▸ **EXERCISE AIM**: Restate each line of the listing exactly, without carrying over any pictures.

▸ **MATERIAL**:
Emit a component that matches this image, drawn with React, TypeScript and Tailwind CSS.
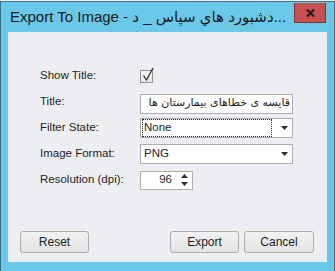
import React from 'react';

const Arrow = () => (
    <svg width="7" height="4" viewBox="0 0 7 4" className="shrink-0"><path d="M0 0h7L3.5 4z" fill="#303030" /></svg>
);

const Row = ({ label, children }: { label: string; children: React.ReactNode }) => (
    <div className="flex h-[26px] items-center">
        <div className="w-[100px] shrink-0">{label}</div>
        {children}
    </div>
);

const Btn = ({ label, w }: { label: string; w: string }) => (
    <button className={`${w} h-[22px] rounded-[3px] border border-[#adadad] bg-gradient-to-b from-[#f2f2f2] to-[#e3e3e3] text-[#1e1e1e] text-[12px]`}>
        {label}
    </button>
);

export default function App() {
    return (
        <div className="w-[335px] h-[271px] bg-[#f0f0f0] pt-[1px] font-['Liberation_Sans',sans-serif] text-[11.5px] text-[#1e1e1e]">
            <div className="h-[270px] flex flex-col bg-[#6ac8e8] border-l border-r border-t border-[#3d6f85]">
                {/* title bar */}
                <div className="h-[30px] flex items-start shrink-0">
                    <div className="flex-1 pl-[9px] pt-[6px] text-[15px] leading-[18px] text-[#1a1a1a] whitespace-nowrap overflow-hidden font-['Liberation_Sans','DejaVu_Sans',sans-serif]">
                        Export To Image - دشبورد هاي سپاس _ د...
                    </div>
                    <div className="w-[32px] h-[20px] mt-[1px] mr-[8px] bg-[#c75050] border border-[#8b3030] border-t-0 flex items-center justify-center">
                        <svg width="9" height="8" viewBox="0 0 9 8"><path d="M1 0.5l7 7M8 0.5l-7 7" stroke="#1a1a1a" strokeWidth="2" /></svg>
                    </div>
                </div>
                {/* client */}
                <div className="flex-1 mx-[7px] mb-[9px] bg-[#eceef1] flex flex-col pt-[31px] pl-[32px] pb-[9px]">
                    <Row label="Show Title:">
                        <div className="relative w-[13px] h-[13px] mt-[1px] border border-[#8e8f8f] bg-gradient-to-b from-[#f4f4f4] to-[#e8e8e8]">
                            <svg className="absolute left-[1px] -top-[4px]" width="12" height="15" viewBox="0 0 12 15">
                                <path d="M1.5 8.5l3 4.5L11 1" fill="none" stroke="#333" strokeWidth="1.3" />
                            </svg>
                        </div>
                    </Row>
                    <Row label="Title:">
                        <div dir="rtl" className="w-[153px] h-[20px] mt-[3px] border border-[#abadb3] bg-white px-[2px] flex items-center overflow-hidden whitespace-nowrap font-['DejaVu_Sans',sans-serif] text-[11px]">
                            قایسه ی خطاهای بیمارستان ها
                        </div>
                    </Row>
                    <Row label="Filter State:">
                        <div className="w-[153px] h-[20px] border border-[#abadb3] bg-white flex items-center pl-[1px] pr-[4px]">
                            <div className="flex-1 h-[18px] border border-dotted border-[#222] flex items-center pl-[1px]">None</div>
                            <div className="w-[16px] flex justify-end"><Arrow /></div>
                        </div>
                    </Row>
                    <Row label="Image Format:">
                        <div className="w-[153px] h-[20px] border border-[#abadb3] bg-white flex items-center pl-[3px] pr-[4px]">
                            <div className="flex-1">PNG</div>
                            <Arrow />
                        </div>
                    </Row>
                    <Row label="Resolution (dpi):">
                        <div className="w-[53px] h-[19px] border border-[#abadb3] bg-white flex items-center pr-[4px]">
                            <div className="flex-1 text-right pr-[9px]">96</div>
                            <div className="flex flex-col gap-[4px]">
                                <svg width="7" height="4" viewBox="0 0 7 4"><path d="M0 4h7L3.5 0z" fill="#303030" /></svg>
                                <svg width="7" height="4" viewBox="0 0 7 4"><path d="M0 0h7L3.5 4z" fill="#303030" /></svg>
                            </div>
                        </div>
                    </Row>
                    <div className="mt-auto flex items-center -ml-[20px] pr-[13px]">
                        <Btn label="Reset" w="w-[69px]" />
                        <div className="flex-1" />
                        <Btn label="Export" w="w-[69px]" />
                        <div className="w-[5px]" />
                        <Btn label="Cancel" w="w-[70px]" />
                    </div>
                </div>
            </div>
        </div>
    );
}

▸ **SOLUTION TO THIS EXERCISE**:
Emit a component that matches this image, drawn with React, TypeScript and Tailwind CSS.
import React from 'react';

const Arrow = () => (
    <svg width="7" height="4" viewBox="0 0 7 4" className="shrink-0"><path d="M0 0h7L3.5 4z" fill="#303030" /></svg>
);

const Row = ({ label, children }: { label: string; children: React.ReactNode }) => (
    <div className="flex h-[26px] items-center">
        <div className="w-[100px] shrink-0">{label}</div>
        {children}
    </div>
);

const Btn = ({ label, w }: { label: string; w: string }) => (
    <button className={`${w} h-[22px] rounded-[3px] border border-[#adadad] bg-gradient-to-b from-[#f2f2f2] to-[#e3e3e3] text-[#1e1e1e] text-[12px]`}>
        {label}
    </button>
);

export default function App() {
    return (
        <div className="w-[335px] h-[271px] bg-[#f0f0f0] pt-[1px] font-['Liberation_Sans',sans-serif] text-[11.5px] text-[#1e1e1e]">
            <div className="h-[270px] flex flex-col bg-[#6ac8e8] border-l border-r border-t border-[#3d6f85]">
                {/* title bar */}
                <div className="h-[30px] flex items-start shrink-0">
                    <div className="flex-1 pl-[9px] pt-[6px] text-[15px] leading-[18px] text-[#1a1a1a] whitespace-nowrap overflow-hidden font-['Liberation_Sans','DejaVu_Sans',sans-serif]">
                        Export To Image - دشبورد هاي سپاس _ د...
                    </div>
                    <div className="w-[32px] h-[20px] mt-[1px] mr-[8px] bg-[#c75050] border border-[#8b3030] border-t-0 flex items-center justify-center">
                        <svg width="9" height="8" viewBox="0 0 9 8"><path d="M1 0.5l7 7M8 0.5l-7 7" stroke="#1a1a1a" strokeWidth="2" /></svg>
                    </div>
                </div>
                {/* client */}
                <div className="flex-1 mx-[7px] mb-[9px] bg-[#eceef1] flex flex-col pt-[31px] pl-[32px] pb-[9px]">
                    <Row label="Show Title:">
                        <div className="relative w-[13px] h-[13px] mt-[1px] border border-[#8e8f8f] bg-gradient-to-b from-[#f4f4f4] to-[#e8e8e8]">
                            <svg className="absolute left-[1px] -top-[4px]" width="12" height="15" viewBox="0 0 12 15">
                                <path d="M1.5 8.5l3 4.5L11 1" fill="none" stroke="#333" strokeWidth="1.3" />
                            </svg>
                        </div>
                    </Row>
                    <Row label="Title:">
                        <div dir="rtl" className="w-[153px] h-[20px] mt-[3px] border border-[#abadb3] bg-white px-[2px] flex items-center overflow-hidden whitespace-nowrap font-['DejaVu_Sans',sans-serif] text-[11px]">
                            قایسه ی خطاهای بیمارستان ها
                        </div>
                    </Row>
                    <Row label="Filter State:">
                        <div className="w-[153px] h-[20px] border border-[#abadb3] bg-white flex items-center pl-[1px] pr-[4px]">
                            <div className="flex-1 h-[18px] border border-dotted border-[#222] flex items-center pl-[1px]">None</div>
                            <div className="w-[16px] flex justify-end"><Arrow /></div>
                        </div>
                    </Row>
                    <Row label="Image Format:">
                        <div className="w-[153px] h-[20px] border border-[#abadb3] bg-white flex items-center pl-[3px] pr-[4px]">
                            <div className="flex-1">PNG</div>
                            <Arrow />
                        </div>
                    </Row>
                    <Row label="Resolution (dpi):">
                        <div className="w-[53px] h-[19px] border border-[#abadb3] bg-white flex items-center pr-[4px]">
                            <div className="flex-1 text-right pr-[9px]">96</div>
                            <div className="flex flex-col gap-[4px]">
                                <svg width="7" height="4" viewBox="0 0 7 4"><path d="M0 4h7L3.5 0z" fill="#303030" /></svg>
                                <svg width="7" height="4" viewBox="0 0 7 4"><path d="M0 0h7L3.5 4z" fill="#303030" /></svg>
                            </div>
                        </div>
                    </Row>
                    <div className="mt-auto flex items-center -ml-[20px] pr-[13px]">
                        <Btn label="Reset" w="w-[69px]" />
                        <div className="flex-1" />
                        <Btn label="Export" w="w-[69px]" />
                        <div className="w-[5px]" />
                        <Btn label="Cancel" w="w-[70px]" />
                    </div>
                </div>
            </div>
        </div>
    );
}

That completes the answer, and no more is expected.